Social security started in 1935 as a pay-as-you-go plan. The thinking at the time was to provide security to retired against poverty to workers. It was expected that it would be "funded" by current workers. Later the government realized that there would not be enough workers to pay the benefits of the baby boomers and in 1977 they tweaked the payroll taxes. They came up with a plan for workers to pay more--from 6.45 to 7.65 percent--into the trust fund to meet the needs of the baby boomers when they came on line for benefits. That fund has over $2.7 trillion and is expected to be depleted in 2033 in payouts to baby boomers. Wall Street is salivating over this money--and their allies in Congress are trying to satiate them. But there is another problem. Uncle Sam borrowed the money and spent it on other things. And this act of the government gives factions wanting to privatize social security much leverage. This ties social security to the budget, which can be used as a mallet to drive home the idea that social security is going broke and must be reformed, although in fact it has a $2.7 trillion surplus. That's like your boss raiding your pension fund and paying himself a bonus with it. Then he tells you, "Sorry you have no pension benefits because the pension fund is broke." At the top, I said social security has nothing to do with the deficit. Well it doesn't. It's in a surplus! The fix does not require rocket science.
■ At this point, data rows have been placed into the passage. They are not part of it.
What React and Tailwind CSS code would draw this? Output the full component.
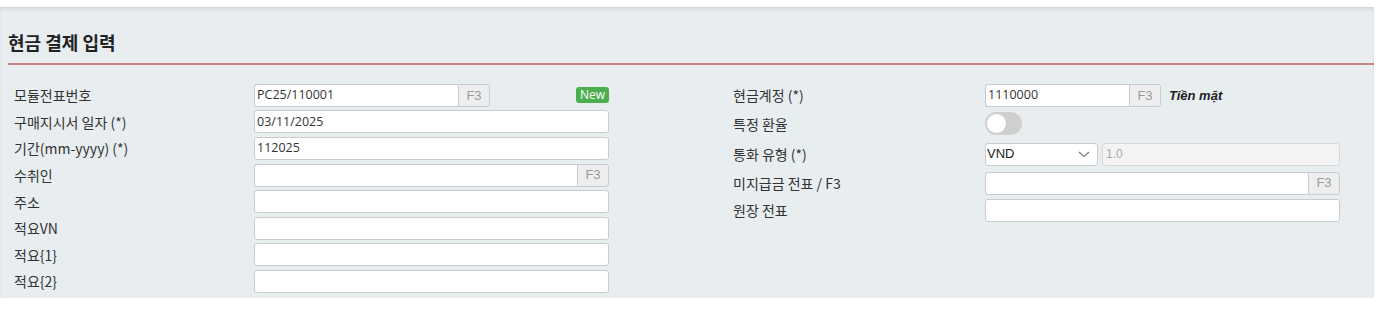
import React from "react";

const kr = { fontFamily: '"Noto Sans CJK KR", "Noto Sans", sans-serif' };

// plain text box, optional F3 lookup button on the right
function Field({ value = "", f3 = false, width = "w-[355px]" }) {
  return (
    <div className={`flex h-[23px] ${width}`}>
      <div
        className={`flex-1 bg-white border border-[#c9cccf] ${f3 ? "rounded-l-[3px] border-r-0" : "rounded-[3px]"} flex items-center pl-[2px] text-[12.5px] text-[#333]`}
        style={{ fontFamily: '"Open Sans", "Noto Sans", sans-serif' }}
      >
        {value}
      </div>
      {f3 && (
        <div
          className="w-[32px] bg-[#eeeeee] border border-[#c9cccf] rounded-r-[3px] flex items-center justify-center text-[13px] text-[#9a9a9a]"
          style={{ fontFamily: '"Liberation Sans", Arial, sans-serif' }}
        >
          F3
        </div>
      )}
    </div>
  );
}

function Row({ label, h = "h-[26.6px]", labelW = "w-[240px]", children }) {
  return (
    <div className={`flex items-center ${h}`}>
      <div className={`${labelW} text-[14px] text-[#333] leading-none`} style={kr}>
        {label}
      </div>
      {children}
    </div>
  );
}

export default function App() {
  const leftRows = ["구매지시서 일자 (*)", "기간(mm-yyyy) (*)", "수취인", "주소", "적요VN", "적요{1}", "적요{2}"];
  const leftValues = ["03/11/2025", "112025", "", "", "", "", ""];

  return (
    <div className="bg-white w-[1381px] h-[314px] pt-[7px]">
      <div className="w-[1374px] h-[291px] bg-[#e8edf0] border-t border-[#d3d8db] shadow-[inset_0_2px_3px_rgba(0,0,0,0.07)] pl-[8px]">
        <div className="pt-[22px] pb-[9px] text-[18px] font-bold text-[#222] leading-[24px]" style={kr}>
          현금 결제 입력
        </div>
        <div className="h-[2px] bg-[#c98585]" />

        <div className="flex pt-[17px] pl-[6px]">
          {/* left column */}
          <div className="w-[719px]">
            <Row label="모듈전표번호">
              <div className="w-[355px] flex items-center justify-between">
                <Field value="PC25/110001" f3 width="w-[236px]" />
                <span
                  className="bg-[#4cae4c] text-white text-[12px] px-[4px] h-[16px] leading-[16px] rounded-[3px]"
                  style={{ fontFamily: '"Open Sans", sans-serif' }}
                >
                  New
                </span>
              </div>
            </Row>
            {leftRows.map((l, i) => (
              <Row key={l} label={l}>
                <Field value={leftValues[i]} f3={l === "수취인"} />
              </Row>
            ))}
          </div>

          {/* right column */}
          <div>
            <Row label="현금계정 (*)" labelW="w-[252px]">
              <Field value="1110000" f3 width="w-[176px]" />
              <span
                className="ml-[8px] text-[13px] font-bold italic text-[#222]"
                style={{ fontFamily: '"Liberation Sans", Arial, sans-serif' }}
              >
                Tiền mặt
              </span>
            </Row>
            <Row label="특정 환율" labelW="w-[252px]" h="h-[30px]">
              <div className="w-[37px] h-[23px] rounded-full bg-[#cfcfcf] flex items-center pl-[2px]">
                <div className="w-[19px] h-[19px] rounded-full bg-white" />
              </div>
            </Row>
            <Row label="통화 유형 (*)" labelW="w-[252px]" h="h-[31px]">
              <div
                className="w-[113px] h-[23px] bg-white border border-[#c9cccf] rounded-[3px] flex items-center justify-between pl-[1px] pr-[7px] text-[13px] text-[#222]"
                style={{ fontFamily: '"Liberation Sans", Arial, sans-serif' }}
              >
                VND
                <svg width="12" height="7" viewBox="0 0 12 7" fill="none">
                  <path d="M1 1l5 4.5L11 1" stroke="#777" strokeWidth="1.1" />
                </svg>
              </div>
              <div
                className="ml-[4px] w-[238px] h-[23px] bg-[#f3f3f3] border border-[#d6d9dc] rounded-[3px] flex items-center pl-[3px] text-[12px] text-[#aaa]"
                style={{ fontFamily: '"Liberation Sans", Arial, sans-serif' }}
              >
                1.0
              </div>
            </Row>
            <Row label="미지급금 전표 / F3" labelW="w-[252px]" h="h-[27px]">
              <Field f3 />
            </Row>
            <Row label="원장 전표" labelW="w-[252px]" h="h-[27px]">
              <Field />
            </Row>
          </div>
        </div>
      </div>
    </div>
  );
}
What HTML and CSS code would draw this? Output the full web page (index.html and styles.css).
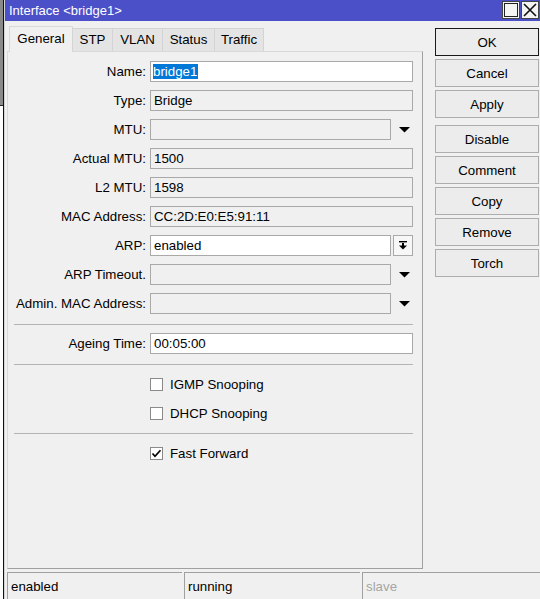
FILE: index.html
```html
<!DOCTYPE html>
<html>
<head>
<meta charset="utf-8">
<title>Interface &lt;bridge1&gt;</title>
<link rel="stylesheet" href="styles.css">
</head>
<body>
<div class="screen">
  <div class="bgstrip"><div class="bg-top"></div><div class="bg-bottom"></div></div>
  <div class="frame-line"></div>
  <div class="frame-inner"></div>
  <div class="dialog">
    <div class="titlebar">
      <span class="title">Interface &lt;bridge1&gt;</span>
      <div class="wctl">
        <div class="wbtn"><svg width="14" height="14" viewBox="0 0 14 14"><rect x="0.5" y="0.5" width="13" height="13" fill="none" stroke="#222" stroke-width="1"/></svg></div>
        <div class="wbtn"><svg width="14" height="14" viewBox="0 0 14 14"><path d="M1 1 L13 13 M13 1 L1 13" stroke="#111" stroke-width="1.6"/></svg></div>
      </div>
    </div>
    <div class="main">
      <div class="leftcol">
        <div class="tabs">
          <div class="tab active w-general">General</div>
          <div class="tab w-stp">STP</div>
          <div class="tab w-vlan">VLAN</div>
          <div class="tab w-status">Status</div>
          <div class="tab w-traffic">Traffic</div>
        </div>
        <div class="panel">
          <div class="group">
            <div class="row"><div class="lbl">Name:</div><div class="field white"><span class="sel">bridge1</span></div></div>
            <div class="row"><div class="lbl">Type:</div><div class="field">Bridge</div></div>
            <div class="row"><div class="lbl">MTU:</div><div class="field"></div><div class="drop"><svg width="22" height="21" viewBox="0 0 22 21"><polygon points="8,8 19,8 13.5,13.5" fill="#000"/></svg></div></div>
            <div class="row"><div class="lbl">Actual MTU:</div><div class="field">1500</div></div>
            <div class="row"><div class="lbl">L2 MTU:</div><div class="field">1598</div></div>
            <div class="row"><div class="lbl">MAC Address:</div><div class="field">CC:2D:E0:E5:91:11</div></div>
            <div class="row"><div class="lbl">ARP:</div><div class="field white">enabled</div><div class="ddbtn"><svg width="18" height="19" viewBox="0 0 18 19"><rect x="5" y="5" width="8" height="1.4" fill="#000"/><rect x="8" y="7" width="2" height="3" fill="#000"/><polygon points="5,9.5 13,9.5 9,13.5" fill="#000"/></svg></div></div>
            <div class="row"><div class="lbl">ARP Timeout.</div><div class="field"></div><div class="drop"><svg width="22" height="21" viewBox="0 0 22 21"><polygon points="8,8 19,8 13.5,13.5" fill="#000"/></svg></div></div>
            <div class="row"><div class="lbl">Admin. MAC Address:</div><div class="field"></div><div class="drop"><svg width="22" height="21" viewBox="0 0 22 21"><polygon points="8,8 19,8 13.5,13.5" fill="#000"/></svg></div></div>
          </div>
          <div class="sep"></div>
          <div class="row after-sep"><div class="lbl">Ageing Time:</div><div class="field white">00:05:00</div></div>
          <div class="sep"></div>
          <div class="chk first"><div class="box"></div><span class="chk-text">IGMP Snooping</span></div>
          <div class="chk second"><div class="box"></div><span class="chk-text">DHCP Snooping</span></div>
          <div class="sep sep-chk"></div>
          <div class="chk first"><div class="box"><svg width="11" height="11" viewBox="0 0 11 11"><polyline points="1.5,5.5 4,8.3 9.5,2.2" fill="none" stroke="#000" stroke-width="1.7"/></svg></div><span class="chk-text">Fast Forward</span></div>
        </div>
      </div>
      <div class="btncol">
        <div class="btn default">OK</div>
        <div class="btn">Cancel</div>
        <div class="btn">Apply</div>
        <div class="btn spaced">Disable</div>
        <div class="btn">Comment</div>
        <div class="btn">Copy</div>
        <div class="btn">Remove</div>
        <div class="btn">Torch</div>
      </div>
    </div>
    <div class="statusbar">
      <div class="sb sb1">enabled</div>
      <div class="sb sb2">running</div>
      <div class="sb sb3 dim">slave</div>
    </div>
  </div>
</div>
</body>
</html>
```

FILE: styles.css
```css
* { box-sizing: border-box; margin: 0; padding: 0; }
html, body { width: 540px; height: 599px; overflow: hidden; }
body {
  font-family: "Liberation Sans", Arial, sans-serif;
  font-size: 13.3px;
  color: #000;
  background: #f0f0f0;
}
.screen { display: flex; width: 540px; height: 599px; }
.bgstrip { width: 3px; display: flex; flex-direction: column; background: #fff; }
.bg-top { height: 106px; background: #8a8a8a; border-bottom: 1px solid #222; }
.bg-bottom { flex: 1; background: #fdfdfd; }
.frame-line { width: 1px; background: #111; }
.frame-inner { width: 1px; background: #d4d4d4; }
.dialog { flex: 1; display: flex; flex-direction: column; background: #f0f0f0; }

.titlebar {
  height: 21px;
  flex: none;
  background: #4c50c8;
  color: #fff;
  display: flex;
  align-items: center;
  justify-content: space-between;
  padding: 0 1px 0 4px;
}
.title { font-size: 13px; line-height: 21px; }
.wctl { display: flex; gap: 1px; align-self: flex-start; margin-top: 1px; }
.wbtn {
  width: 18px; height: 18px;
  background: #f4f4f4;
  border: 1px solid #444;
  display: flex; align-items: center; justify-content: center;
}

.main { flex: 1; display: flex; padding-left: 2px; gap: 12px; min-height: 0; }
.leftcol { width: 416px; display: flex; flex-direction: column; padding: 7px 0 3px; }

.tabs { height: 23px; flex: none; display: flex; align-items: flex-end; padding-left: 2px; position: relative; z-index: 1; }
.tab {
  height: 23px;
  background: #e4e4e4;
  border: 1px solid #d4d4d4;
  border-bottom: none;
  margin-right: -1px;
  display: flex; align-items: center; justify-content: center;
  line-height: 1;
}
.tab.active {
  height: 26px;
  margin-bottom: -1px;
  background: #f0f0f0;
  border-color: #d9d9d9;
  padding-bottom: 2px;
}
.w-general { width: 64px; }
.w-stp { width: 41px; }
.w-vlan { width: 51px; }
.w-status { width: 53px; }
.w-traffic { width: 50px; }

.panel {
  flex: 1;
  border: 1px solid;
  border-color: #d9d9d9 #a0a0a0 #a0a0a0 #d9d9d9;
  padding: 9px 9px 0 0;
  display: flex;
  flex-direction: column;
}
.group { display: flex; flex-direction: column; gap: 8px; }
.row { display: flex; align-items: center; height: 21px; flex: none; }
.lbl { width: 138px; margin-right: 4px; text-align: right; white-space: nowrap; }
.field {
  flex: 1;
  height: 21px;
  border: 1px solid #a9a9a9;
  background: #f0f0f0;
  padding-left: 3px;
  line-height: 19px;
  white-space: nowrap;
}
.field.white { background: #fff; }
.sel { background: #0078d7; color: #fff; display: inline-block; line-height: 15px; padding: 0 1px 0 0; margin-left: -1px; }
.drop { width: 22px; height: 21px; }
.drop svg, .ddbtn svg { display: block; }
.ddbtn {
  width: 20px; height: 21px;
  margin-left: 2px;
  border: 1px solid #a9a9a9;
  background: #f7f7f7;
}

.sep { height: 1px; background: #b4b4b4; margin: 10px 0 0 6px; flex: none; }
.after-sep { margin-top: 8px; }
.sep-chk { margin-top: 13px; }
.chk { display: flex; align-items: center; height: 13px; padding-left: 142px; flex: none; }
.chk.first { margin-top: 13px; }
.chk.second { margin-top: 16px; }
.box {
  width: 13px; height: 13px;
  border: 1px solid #8a8a8a;
  background: #fff;
  display: flex; align-items: center; justify-content: center;
}
.chk-text { margin-left: 7px; }

.btncol { width: 104px; padding-top: 7px; display: flex; flex-direction: column; gap: 3px; }
.btn {
  height: 28px;
  border: 1px solid #adadad;
  background: #ececec;
  display: flex; align-items: center; justify-content: center;
}
.btn.default { border-color: #1a1a1a; }
.btn.spaced { margin-top: 4px; }

.statusbar { height: 27px; flex: none; display: flex; padding-left: 2px; gap: 2px; }
.sb {
  border-top: 1px solid #a0a0a0;
  border-left: 1px solid #a0a0a0;
  padding-left: 3px;
  display: flex; align-items: center;
}
.sb1 { width: 175px; }
.sb2 { width: 176px; }
.sb3 { flex: 1; }
.dim { color: #a6a6a6; }
```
A little bit of common sense would go a long way toward a fix.

So, why does the president seem so willing to compromise the wellbeing of retirees and offer up chained CPI on his budget platter? Some people liken the chained CPI offer to a chess move--a gambit. I don't play chess so the move, if it is one, is obscure to me. But there is something wrong with antagonizing your supporters to get the approval of your enemies--people who want you to fail and have said so publicly; people who have publicly declared their intent to repeal your signature legislation (Affordable Care Act, a.k.a Obamacare). Yet, I have heard pundits say, the budget proposal will go nowhere. There is a greater probability of a stick of butter surviving inferno unsinged than this president's budget passing the House of Representatives. Maybe, that is the point for then the republicans would be on record voting against cuts in entitlements they have been clamoring for.  It is not clear how any of this improves the state of the U.S. economy, however.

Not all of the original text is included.